Thursday, January 18, 2007

Reading Material

After mentioning a book I read in the last entry, I thought I should list all of the related books I've read over the years on writing and film to demonstrate where some of my education is coming from.

Syd Field - Screenplay: The Foundations of Screenwriting

I started pretty much where all writer's start. When I was still in my teens, I turned to Syd Field. This book will introduce you to the basic structure of movies that you're probably already familiar with: The first ten minutes have to hook an audience. Usually the first half hour is the first act. Then a plot point comes and turns the action in another direction. Then the character spends the second act facing obstacles. The a second plot point spins the action around again. Then our third act. Conflict equals drama, and if a scene doesn't reveal information or move the story forward, it doesn't belong in the script. I just saved you all ten bucks.

Syd Field - The Screenwriter's Problem Solver

Next I moved onto his problem solving book. This one offered more insight into developing a good lead character, and offered solutions to typical problems in screenwriting. It's been nearly a decade since I've read it, but I remember this one being very useful for my writing. If I recall correctly, this book also spends some time summarizing his first book, so maybe other people can skip right to this one. However, a lot of the material is repetitive and as a result, somewhat boring. Field loves to hammer his points into his readers' heads, and that tends to get annoying.

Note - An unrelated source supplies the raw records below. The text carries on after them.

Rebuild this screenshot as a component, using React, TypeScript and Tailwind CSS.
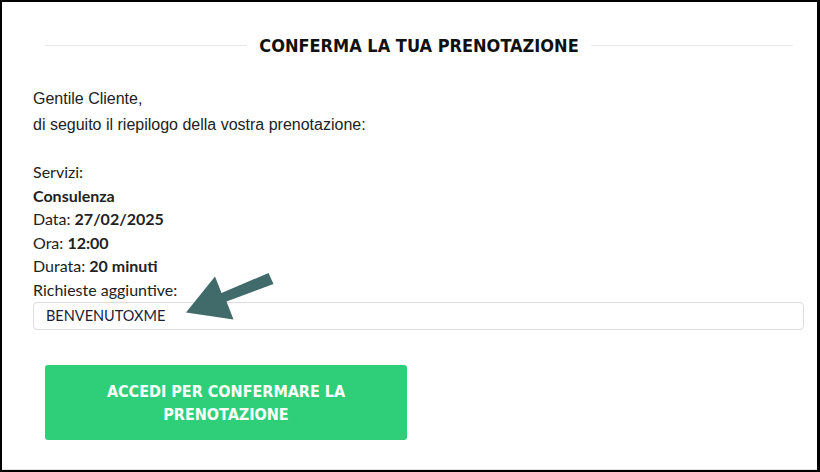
export default function App() {
  return (
    <div className="relative box-border h-[472px] w-[820px] overflow-hidden border-t-2 border-l-2 border-r-[3px] border-b-2 border-black bg-white">
      <div className="flex h-full flex-col border-b border-[#e4e4e4]">
        {/* Title */}
        <div className="mt-[30px] flex items-center pl-[43px] pr-[24px]">
          <div className="h-px flex-1 bg-[#e8e8e8]" />
          <h1 className="px-3 text-[18px] font-bold text-[#111] font-stretch-condensed [font-family:'DejaVu_Sans_Condensed','DejaVu_Sans',sans-serif]">
            CONFERMA LA TUA PRENOTAZIONE
          </h1>
          <div className="h-px flex-1 bg-[#e8e8e8]" />
        </div>

        {/* Greeting */}
        <div className="mt-[27px] pl-[31px] text-[16px] leading-[26px] text-[#222] [font-family:'Liberation_Sans',sans-serif]">
          <p>Gentile Cliente,</p>
          <p>di seguito il riepilogo della vostra prenotazione:</p>
        </div>

        {/* Summary */}
        <div className="mt-[22px] pl-[31px] pr-[13px] text-[16px] leading-[23.5px] text-[#222] [font-family:Lato,sans-serif]">
          <p>Servizi:</p>
          <p className="font-bold">Consulenza</p>
          <p>
            Data: <b>27/02/2025</b>
          </p>
          <p>
            Ora: <b>12:00</b>
          </p>
          <p>
            Durata: <b>20 minuti</b>
          </p>
          <p>Richieste aggiuntive:</p>
          <div className="mt-[1px] flex h-[28px] items-center rounded-[4px] border border-[#dcdcdc] px-3 text-[14.5px] text-[#1b1b3a]">
            BENVENUTOXME
          </div>
        </div>

        {/* Button */}
        <div className="mt-[35px] pl-[43px]">
          <button className="flex h-[75px] w-[362px] flex-col items-center justify-center rounded-[3px] bg-[#2ecf78] text-[16px] font-bold leading-[23px] text-white font-stretch-condensed [font-family:'DejaVu_Sans_Condensed','DejaVu_Sans',sans-serif]">
            <span>ACCEDI PER CONFERMARE LA</span>
            <span>PRENOTAZIONE</span>
          </button>
        </div>
      </div>

      {/* Annotation arrow */}
      <svg
        className="pointer-events-none absolute left-0 top-0"
        width="818"
        height="470"
        viewBox="2 2 818 470"
      >
        <polygon
          points="186,312.5 215,276.5 221.5,293 268.5,273 273.5,284 226.5,301.5 233.5,319.5"
          fill="#416b6a"
        />
      </svg>
    </div>
  );
}
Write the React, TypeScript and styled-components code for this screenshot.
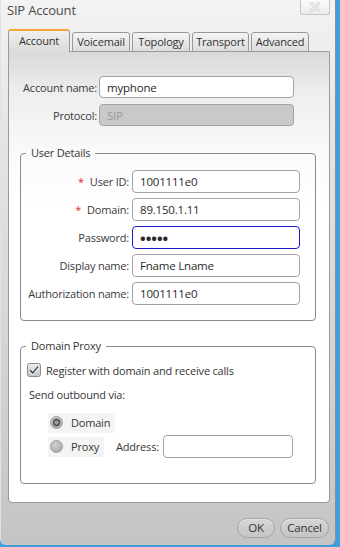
import React from 'react';
import styled, { createGlobalStyle } from 'styled-components';

const GlobalStyle = createGlobalStyle`
  html, body {
    margin: 0;
    padding: 0;
  }
  body {
    background: #3e9fdc;
    font-family: 'Open Sans', 'Noto Sans', sans-serif;
    font-size: 11px;
    letter-spacing: -0.2px;
    color: #363636;
  }
`;

const Window = styled.div`
  width: 336px;
  height: 545px;
  box-sizing: border-box;
  display: flex;
  flex-direction: column;
  background: linear-gradient(#f3f3f3 0, #e6e6e6 120px, #d2d2d2 380px, #c4c4c4 100%);
  border-left: 1px solid #e2e2e2;
  border-right: 1px solid #8e8e8e;
  border-radius: 0 0 6px 6px;
`;

const TitleBar = styled.div`
  height: 29px;
  display: flex;
  justify-content: space-between;
  align-items: flex-start;
`;

const Title = styled.div`
  padding: 1px 0 0 6px;
  font-size: 13px;
  color: #4a4a4a;
`;

const CloseButton = styled.div`
  width: 30px;
  height: 15px;
  margin-right: 5px;
  box-sizing: border-box;
  display: flex;
  align-items: center;
  justify-content: center;
  border: 1px solid #c6c6c6;
  border-top: none;
  border-radius: 0 0 3px 3px;
  background: linear-gradient(#fbfbfb, #ececec);
`;

const TabRow = styled.div`
  display: flex;
  align-items: flex-end;
  gap: 2px;
  margin-left: 7px;
  height: 23px;
  position: relative;
  z-index: 1;
  margin-bottom: -1px;
`;

const Tab = styled.div<{ $w: number; $active?: boolean }>`
  width: ${(p) => p.$w}px;
  height: ${(p) => (p.$active ? 23 : 20)}px;
  box-sizing: border-box;
  display: flex;
  align-items: center;
  justify-content: center;
  padding-bottom: ${(p) => (p.$active ? 3 : 1)}px;
  border: 1px solid #999;
  border-bottom: ${(p) => (p.$active ? 'none' : '1px solid #999')};
  border-top: ${(p) => (p.$active ? '2px solid #f3a73a' : '1px solid #999')};
  border-radius: 3px 3px 0 0;
  background: ${(p) =>
    p.$active ? 'linear-gradient(#f0f0f0, #dadada)' : 'linear-gradient(#f4f4f4, #dcdcdc)'};
  color: #333;
  font-size: 11px;
`;

const Panel = styled.div`
  height: 452px;
  margin: 0 5px 0 7px;
  box-sizing: border-box;
  border: 1px solid #9a9a9a;
  border-radius: 0 0 4px 4px;
  background: linear-gradient(#d9d9d9 0, #eeeeee 40px, #fbfbfb 110px, #fff 160px);
  display: flex;
  flex-direction: column;
`;

const AccountGrid = styled.div`
  display: grid;
  grid-template-columns: 88px 195px;
  column-gap: 2px;
  row-gap: 6px;
  margin-top: 24px;
`;

const UserGrid = styled.div`
  display: grid;
  grid-template-columns: 108px 168px;
  column-gap: 3px;
  row-gap: 5px;
  padding: 9px 0 15px;
`;

const Label = styled.label`
  display: flex;
  align-items: center;
  justify-content: flex-end;
  white-space: nowrap;
  color: #3a3a3a;
`;

const Required = styled.span`
  color: #e0262a;
  margin-right: 6px;
`;

const Input = styled.input<{ $h?: number }>`
  height: ${(p) => p.$h ?? 23}px;
  width: 100%;
  box-sizing: border-box;
  margin: 0;
  padding: 0 0 0 7px;
  border: 1px solid #a3a3a3;
  border-radius: 4px;
  background: #fff;
  font-family: inherit;
  font-size: 11.5px;
  letter-spacing: inherit;
  color: #2a2a2a;
  outline: none;

  &:disabled {
    background: #c9c9c9;
    color: #9a9a9a;
  }
  &[type='password'] {
    border-color: #1a1ad0;
    font-size: 15px;
    letter-spacing: 0;
    font-weight: bold;
  }
`;

const Group = styled.fieldset`
  margin: 0 13px 0 11px;
  padding: 0;
  border: 1px solid #8a8a8a;
  border-radius: 4px;
  min-width: 0;
`;

const Legend = styled.legend`
  margin-left: 5px;
  padding: 0 5px;
  line-height: 16px;
  color: #363636;
`;

const UserGroup = styled(Group)`
  margin-top: 19px;
`;

const ProxyGroup = styled(Group)`
  margin-top: 17px;
  padding: 0 0 25px;
  display: flex;
  flex-direction: column;
`;

const CheckRow = styled.div`
  display: flex;
  align-items: center;
  gap: 5px;
  height: 16px;
  margin: 8px 0 0 6px;
`;

const Caption = styled.div`
  height: 16px;
  line-height: 16px;
  margin: 9px 0 0 8px;
`;

const RadioRow = styled.div<{ $mt: number }>`
  display: flex;
  align-items: center;
  margin: ${(p) => p.$mt}px 0 0 27px;
  height: 23px;
`;

const RadioLabel = styled.div`
  display: flex;
  align-items: center;
  gap: 8px;
  height: 20px;
  padding: 0 5px 0 2px;
  background: #f4f4f4;
`;

const AddressLabel = styled.span`
  margin-left: 12px;
  margin-right: 4px;
`;

const AddressInput = styled(Input)`
  width: 130px;
`;

const Footer = styled.div`
  display: flex;
  justify-content: flex-end;
  gap: 5px;
  padding: 15px 6px 0 0;
`;

const Button = styled.button<{ $w: number }>`
  width: ${(p) => p.$w}px;
  height: 20px;
  margin: 0;
  padding: 0 0 1px;
  border: 1px solid #a6a6a6;
  border-radius: 10px;
  background: linear-gradient(#d6d6d6, #c4c4c4);
  box-shadow: inset 0 1px 0 #e2e2e2;
  font-family: inherit;
  font-size: 11.5px;
  letter-spacing: inherit;
  color: #333;
`;

const CloseIcon = () => (
  <svg width="12" height="10" viewBox="0 0 12 10">
    <path d="M2 1 L10 9 M10 1 L2 9" stroke="#d0d0d0" strokeWidth="3" strokeLinecap="round" />
    <path d="M2 1 L10 9 M10 1 L2 9" stroke="#f4f4f4" strokeWidth="1.2" strokeLinecap="round" />
  </svg>
);

const CheckIcon = () => (
  <svg width="14" height="14" viewBox="0 0 14 14">
    <defs>
      <linearGradient id="cb" x1="0" y1="0" x2="0" y2="1">
        <stop offset="0" stopColor="#ececec" />
        <stop offset="1" stopColor="#c2c2c2" />
      </linearGradient>
    </defs>
    <rect x="0.5" y="0.5" width="13" height="13" rx="2" fill="url(#cb)" stroke="#8c8c8c" />
    <path d="M3 7.2 L5.8 10 L11 3.5" fill="none" stroke="#fff" strokeWidth="3.4" strokeLinejoin="round" />
    <path d="M3 7.2 L5.8 10 L11 3.5" fill="none" stroke="#4e5a66" strokeWidth="1.8" strokeLinejoin="round" />
  </svg>
);

const RadioIcon = ({ checked }: { checked?: boolean }) => (
  <svg width="13" height="13" viewBox="0 0 13 13">
    <defs>
      <radialGradient id="rg" cx="0.4" cy="0.35" r="0.7">
        <stop offset="0" stopColor="#cfcfcf" />
        <stop offset="1" stopColor="#a8a8a8" />
      </radialGradient>
    </defs>
    <circle cx="6.5" cy="6.5" r="6" fill="url(#rg)" stroke="#a0a0a0" />
    {checked && <circle cx="6.5" cy="6.5" r="3" fill="#9a9a9a" stroke="#4a4a4a" strokeWidth="1.3" />}
  </svg>
);

const tabs = [
  { name: 'Account', w: 62, active: true },
  { name: 'Voicemail', w: 58 },
  { name: 'Topology', w: 58 },
  { name: 'Transport', w: 57 },
  { name: 'Advanced', w: 58 },
];

const userFields = [
  { label: 'User ID:', value: '1001111e0', required: true },
  { label: 'Domain:', value: '89.150.1.11', required: true },
  { label: 'Password:', value: '12345', password: true },
  { label: 'Display name:', value: 'Fname Lname' },
  { label: 'Authorization name:', value: '1001111e0' },
];

const App: React.FC = () => {
  return (
    <>
      <GlobalStyle />
      <Window>
        <TitleBar>
          <Title>SIP Account</Title>
          <CloseButton>
            <CloseIcon />
          </CloseButton>
        </TitleBar>

        <TabRow>
          {tabs.map((t) => (
            <Tab key={t.name} $w={t.w} $active={t.active}>
              {t.name}
            </Tab>
          ))}
        </TabRow>

        <Panel>
          <AccountGrid>
            <Label>Account name:</Label>
            <Input $h={22} defaultValue="myphone" />
            <Label>Protocol:</Label>
            <Input $h={22} defaultValue="SIP" disabled />
          </AccountGrid>

          <UserGroup>
            <Legend>User Details</Legend>
            <UserGrid>
              {userFields.map((f) => (
                <React.Fragment key={f.label}>
                  <Label>
                    {f.required && <Required>*</Required>}
                    {f.label}
                  </Label>
                  <Input type={f.password ? 'password' : 'text'} defaultValue={f.value} />
                </React.Fragment>
              ))}
            </UserGrid>
          </UserGroup>

          <ProxyGroup>
            <Legend>Domain Proxy</Legend>
            <CheckRow>
              <CheckIcon />
              <span>Register with domain and receive calls</span>
            </CheckRow>
            <Caption>Send outbound via:</Caption>
            <RadioRow $mt={8}>
              <RadioLabel>
                <RadioIcon checked />
                <span>Domain</span>
              </RadioLabel>
            </RadioRow>
            <RadioRow $mt={1}>
              <RadioLabel>
                <RadioIcon />
                <span>Proxy</span>
              </RadioLabel>
              <AddressLabel>Address:</AddressLabel>
              <AddressInput />
            </RadioRow>
          </ProxyGroup>
        </Panel>

        <Footer>
          <Button $w={38}>OK</Button>
          <Button $w={49}>Cancel</Button>
        </Footer>
      </Window>
    </>
  );
};

export default App;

Syd Field - Selling a Screenplay: The Screenwriter's Guide to Hollywood

Maybe I was at the wrong place in my life to be reading this Field book, but I found it to be the least useful so I did not complete it. I think I got about three chapters in. Also, by this time, I grew sick of Field's writing style. Granted, this book provided much different material than the previous two. Still, I felt I needed more than what Field was offering. It's important to get different theories from different writers. You'll find that many of them disagree with each other, but you'll also be able to get a feel for your own style using components of all of theirs. I'm not going to recommend this book. Not now, anyways.

David Trottier - The Screenwriter's Bible: A Complete Guide to Writing, Formatting, and Selling Your Script

Highly highly highly recommended. In this one book, Trottier goes over the material of all three of the previous books I mentioned, and then some. He addressed the real questions a writer will have; even the little ones like "What type of paper should I use?" This was the most useful book I have ever read, and I still find myself turning to it from time to time. My copy is near destroyed because I've taken it with me wherever I've gone over the years. Trottier is a great teacher, and he also has a small column in Scr(i)pt magazine, which we'll get to later. But let me make this clear: if you fancy yourself a screenwriter, you need this book.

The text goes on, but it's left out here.